YOUR INSTRUCTIONS
Gather every line holding the string "this".

DATA EXCERPTS

* * * * *

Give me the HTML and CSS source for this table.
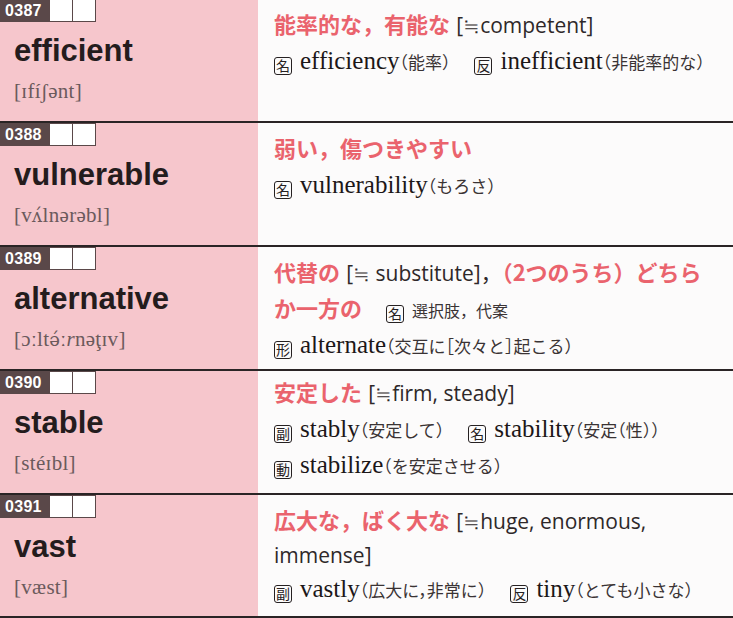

* * * * *

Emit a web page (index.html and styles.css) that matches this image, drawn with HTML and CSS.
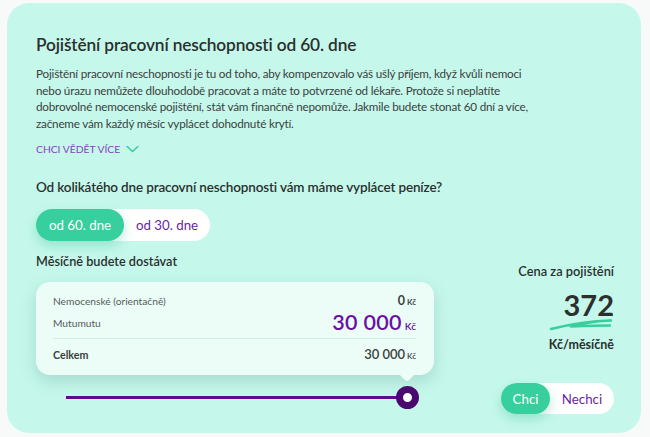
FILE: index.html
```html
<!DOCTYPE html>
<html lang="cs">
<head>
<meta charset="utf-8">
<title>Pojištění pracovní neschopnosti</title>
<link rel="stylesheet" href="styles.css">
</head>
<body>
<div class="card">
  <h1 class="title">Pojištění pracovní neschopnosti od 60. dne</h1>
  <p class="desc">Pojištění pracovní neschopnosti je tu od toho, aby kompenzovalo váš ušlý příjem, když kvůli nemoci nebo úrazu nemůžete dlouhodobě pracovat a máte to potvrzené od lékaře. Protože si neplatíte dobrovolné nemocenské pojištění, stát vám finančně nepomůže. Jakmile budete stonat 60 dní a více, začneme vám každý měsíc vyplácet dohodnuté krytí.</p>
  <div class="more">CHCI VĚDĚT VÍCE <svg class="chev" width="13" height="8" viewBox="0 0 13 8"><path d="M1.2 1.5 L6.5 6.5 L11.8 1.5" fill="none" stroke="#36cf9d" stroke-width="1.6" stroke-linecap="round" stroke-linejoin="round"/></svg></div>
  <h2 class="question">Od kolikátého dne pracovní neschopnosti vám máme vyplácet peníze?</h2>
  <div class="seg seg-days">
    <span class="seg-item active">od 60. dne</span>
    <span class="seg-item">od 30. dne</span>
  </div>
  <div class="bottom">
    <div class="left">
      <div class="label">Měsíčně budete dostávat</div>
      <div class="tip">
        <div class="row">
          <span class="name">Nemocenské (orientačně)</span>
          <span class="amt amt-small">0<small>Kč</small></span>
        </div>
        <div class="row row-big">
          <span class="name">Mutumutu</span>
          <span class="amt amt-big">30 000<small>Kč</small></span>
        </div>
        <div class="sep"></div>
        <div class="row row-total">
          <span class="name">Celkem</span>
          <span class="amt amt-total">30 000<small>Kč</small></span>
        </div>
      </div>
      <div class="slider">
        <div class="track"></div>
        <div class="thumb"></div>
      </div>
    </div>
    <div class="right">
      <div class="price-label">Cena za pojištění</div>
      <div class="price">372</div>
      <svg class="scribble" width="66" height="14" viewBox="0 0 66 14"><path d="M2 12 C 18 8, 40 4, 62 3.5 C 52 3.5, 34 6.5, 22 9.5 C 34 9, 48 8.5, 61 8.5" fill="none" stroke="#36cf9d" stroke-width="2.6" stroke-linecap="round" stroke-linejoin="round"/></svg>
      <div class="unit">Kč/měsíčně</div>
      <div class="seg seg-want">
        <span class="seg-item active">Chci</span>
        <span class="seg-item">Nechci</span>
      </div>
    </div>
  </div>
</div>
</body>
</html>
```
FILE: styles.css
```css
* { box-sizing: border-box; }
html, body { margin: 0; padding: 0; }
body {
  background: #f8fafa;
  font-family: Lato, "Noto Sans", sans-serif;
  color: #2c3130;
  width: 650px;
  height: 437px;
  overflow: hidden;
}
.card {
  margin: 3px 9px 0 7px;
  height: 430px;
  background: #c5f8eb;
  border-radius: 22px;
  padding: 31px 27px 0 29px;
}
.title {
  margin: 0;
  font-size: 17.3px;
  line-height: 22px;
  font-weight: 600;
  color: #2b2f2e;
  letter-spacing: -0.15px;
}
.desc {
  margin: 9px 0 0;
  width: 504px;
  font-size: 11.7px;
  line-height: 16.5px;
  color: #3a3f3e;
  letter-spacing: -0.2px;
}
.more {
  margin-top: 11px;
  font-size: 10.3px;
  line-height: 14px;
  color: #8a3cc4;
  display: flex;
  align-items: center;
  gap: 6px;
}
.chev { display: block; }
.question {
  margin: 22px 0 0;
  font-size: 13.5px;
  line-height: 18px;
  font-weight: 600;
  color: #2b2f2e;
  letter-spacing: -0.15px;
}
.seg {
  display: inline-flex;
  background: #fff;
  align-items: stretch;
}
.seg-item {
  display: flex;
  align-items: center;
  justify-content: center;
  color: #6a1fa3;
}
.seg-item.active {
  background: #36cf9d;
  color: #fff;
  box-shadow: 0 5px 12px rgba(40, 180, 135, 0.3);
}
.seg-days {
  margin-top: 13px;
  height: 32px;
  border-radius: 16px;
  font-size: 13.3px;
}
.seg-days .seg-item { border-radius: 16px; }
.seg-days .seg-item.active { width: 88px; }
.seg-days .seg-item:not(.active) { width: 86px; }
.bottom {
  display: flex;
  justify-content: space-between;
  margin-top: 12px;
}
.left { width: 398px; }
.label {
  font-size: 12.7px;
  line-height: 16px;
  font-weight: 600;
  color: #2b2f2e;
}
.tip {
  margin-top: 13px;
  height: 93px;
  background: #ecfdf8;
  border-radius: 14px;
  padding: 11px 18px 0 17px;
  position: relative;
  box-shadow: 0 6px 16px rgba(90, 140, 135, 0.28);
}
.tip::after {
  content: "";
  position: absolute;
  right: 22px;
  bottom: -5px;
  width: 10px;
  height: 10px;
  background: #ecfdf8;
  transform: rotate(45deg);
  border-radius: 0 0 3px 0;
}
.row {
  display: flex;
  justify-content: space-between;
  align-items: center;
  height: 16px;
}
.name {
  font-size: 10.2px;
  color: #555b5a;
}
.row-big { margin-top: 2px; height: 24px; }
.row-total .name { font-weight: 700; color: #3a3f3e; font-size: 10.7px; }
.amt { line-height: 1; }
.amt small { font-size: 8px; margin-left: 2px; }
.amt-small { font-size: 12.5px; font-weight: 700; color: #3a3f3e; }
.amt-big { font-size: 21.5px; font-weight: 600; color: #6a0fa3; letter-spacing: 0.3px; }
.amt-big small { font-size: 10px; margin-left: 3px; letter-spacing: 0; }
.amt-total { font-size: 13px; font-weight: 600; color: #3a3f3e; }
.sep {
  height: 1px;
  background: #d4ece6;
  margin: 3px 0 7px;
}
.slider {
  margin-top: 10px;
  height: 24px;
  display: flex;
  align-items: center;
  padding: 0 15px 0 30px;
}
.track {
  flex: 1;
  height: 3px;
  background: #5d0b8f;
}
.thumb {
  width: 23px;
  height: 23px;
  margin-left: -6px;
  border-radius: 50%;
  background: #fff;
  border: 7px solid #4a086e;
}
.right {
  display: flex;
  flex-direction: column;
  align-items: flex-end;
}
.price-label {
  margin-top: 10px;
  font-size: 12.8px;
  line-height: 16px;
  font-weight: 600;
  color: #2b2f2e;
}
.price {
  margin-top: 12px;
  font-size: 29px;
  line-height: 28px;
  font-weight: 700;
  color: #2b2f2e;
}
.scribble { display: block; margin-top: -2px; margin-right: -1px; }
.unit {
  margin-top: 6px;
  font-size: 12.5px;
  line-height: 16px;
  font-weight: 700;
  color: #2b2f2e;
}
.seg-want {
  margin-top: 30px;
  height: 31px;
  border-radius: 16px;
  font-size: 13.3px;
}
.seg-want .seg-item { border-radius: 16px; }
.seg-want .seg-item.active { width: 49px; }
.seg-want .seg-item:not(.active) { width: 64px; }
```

* * * * *

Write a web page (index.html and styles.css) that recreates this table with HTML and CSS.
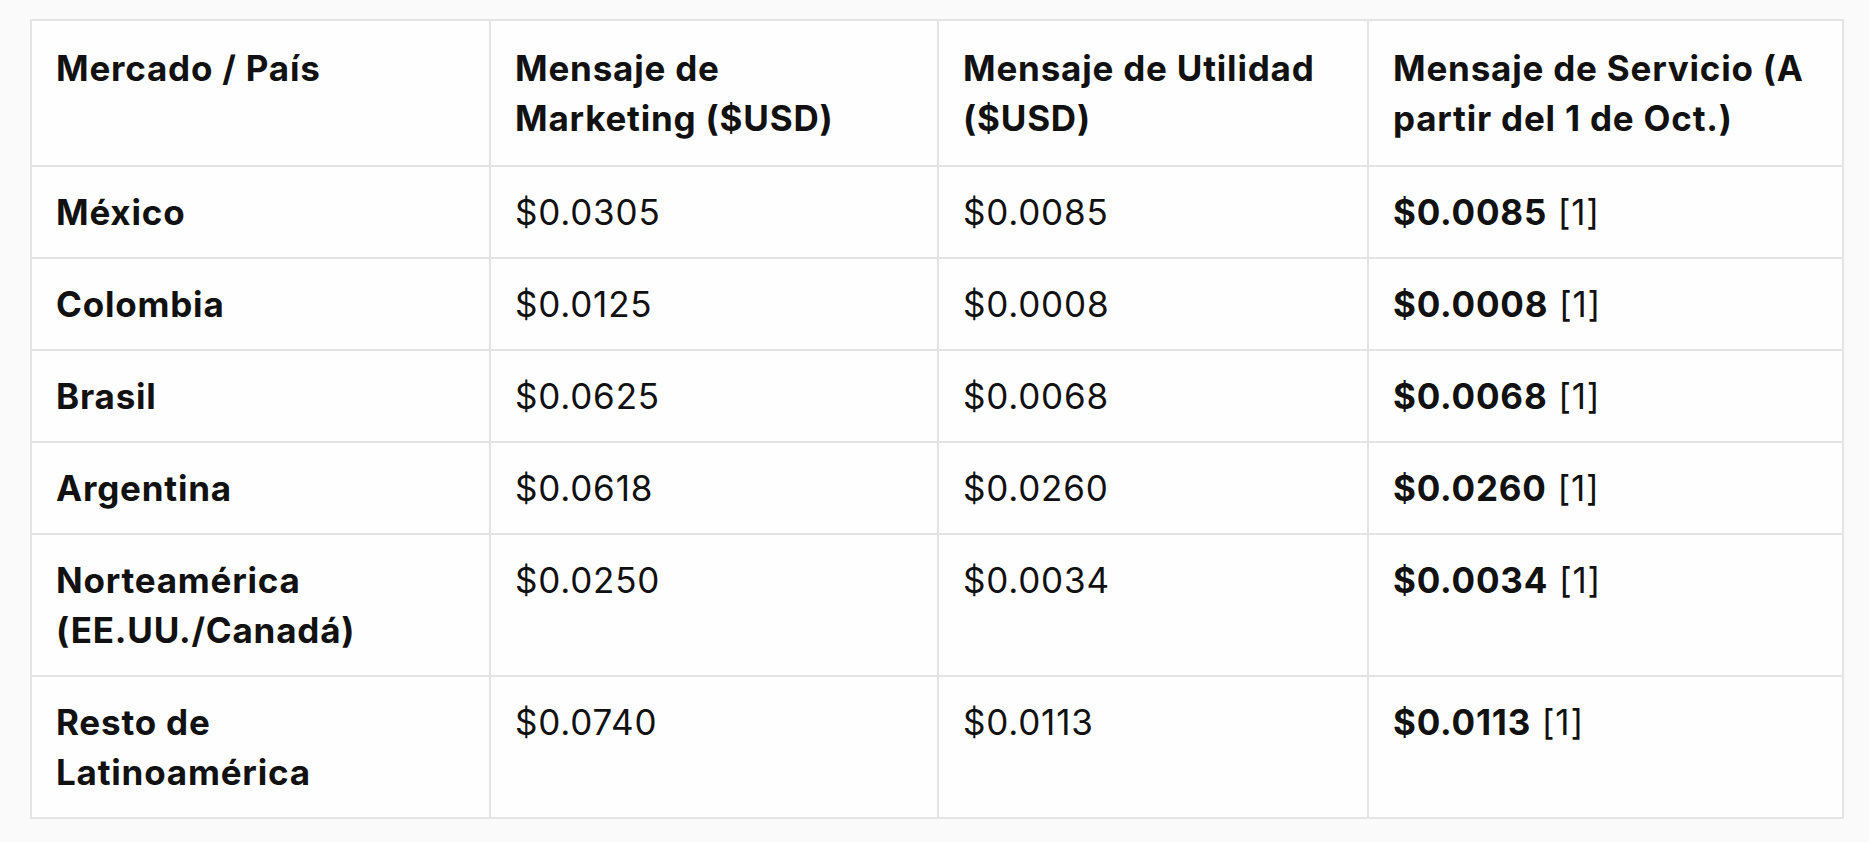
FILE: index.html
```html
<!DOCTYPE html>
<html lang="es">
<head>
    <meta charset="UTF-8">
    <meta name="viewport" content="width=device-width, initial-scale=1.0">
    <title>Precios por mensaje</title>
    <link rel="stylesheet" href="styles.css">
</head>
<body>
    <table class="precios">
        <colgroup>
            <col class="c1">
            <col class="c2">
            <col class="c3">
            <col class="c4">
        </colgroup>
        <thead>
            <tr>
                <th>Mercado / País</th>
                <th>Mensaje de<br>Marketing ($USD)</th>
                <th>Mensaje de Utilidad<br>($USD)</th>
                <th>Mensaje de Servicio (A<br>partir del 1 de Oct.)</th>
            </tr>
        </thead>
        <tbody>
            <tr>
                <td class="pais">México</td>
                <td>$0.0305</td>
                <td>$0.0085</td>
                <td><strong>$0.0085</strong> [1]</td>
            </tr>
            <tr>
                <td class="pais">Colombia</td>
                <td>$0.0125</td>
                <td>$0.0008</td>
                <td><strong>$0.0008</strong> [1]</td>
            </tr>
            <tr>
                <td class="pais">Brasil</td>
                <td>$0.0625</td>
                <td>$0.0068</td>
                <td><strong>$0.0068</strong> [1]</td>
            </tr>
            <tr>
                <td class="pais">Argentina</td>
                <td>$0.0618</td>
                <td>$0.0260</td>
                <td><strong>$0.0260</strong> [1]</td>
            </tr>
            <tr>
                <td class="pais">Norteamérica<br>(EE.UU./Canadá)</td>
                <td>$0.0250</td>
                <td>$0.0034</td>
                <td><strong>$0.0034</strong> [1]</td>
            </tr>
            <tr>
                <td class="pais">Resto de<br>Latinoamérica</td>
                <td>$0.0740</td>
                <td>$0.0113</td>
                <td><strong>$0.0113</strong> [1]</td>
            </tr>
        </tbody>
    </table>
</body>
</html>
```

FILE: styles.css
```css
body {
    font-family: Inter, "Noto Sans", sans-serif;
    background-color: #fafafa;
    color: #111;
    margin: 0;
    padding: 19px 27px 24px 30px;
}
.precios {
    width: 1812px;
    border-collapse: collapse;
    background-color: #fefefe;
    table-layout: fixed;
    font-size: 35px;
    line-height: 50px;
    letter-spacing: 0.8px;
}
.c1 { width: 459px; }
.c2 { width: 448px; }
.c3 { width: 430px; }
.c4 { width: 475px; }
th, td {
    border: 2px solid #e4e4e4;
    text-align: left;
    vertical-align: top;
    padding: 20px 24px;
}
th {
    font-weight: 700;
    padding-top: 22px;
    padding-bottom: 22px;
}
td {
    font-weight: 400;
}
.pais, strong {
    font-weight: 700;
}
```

* * * * *

TASK SOLUTION
Give me the HTML and CSS source for this table.
Emit a web page (index.html and styles.css) that matches this image, drawn with HTML and CSS.
Write a web page (index.html and styles.css) that recreates this table with HTML and CSS.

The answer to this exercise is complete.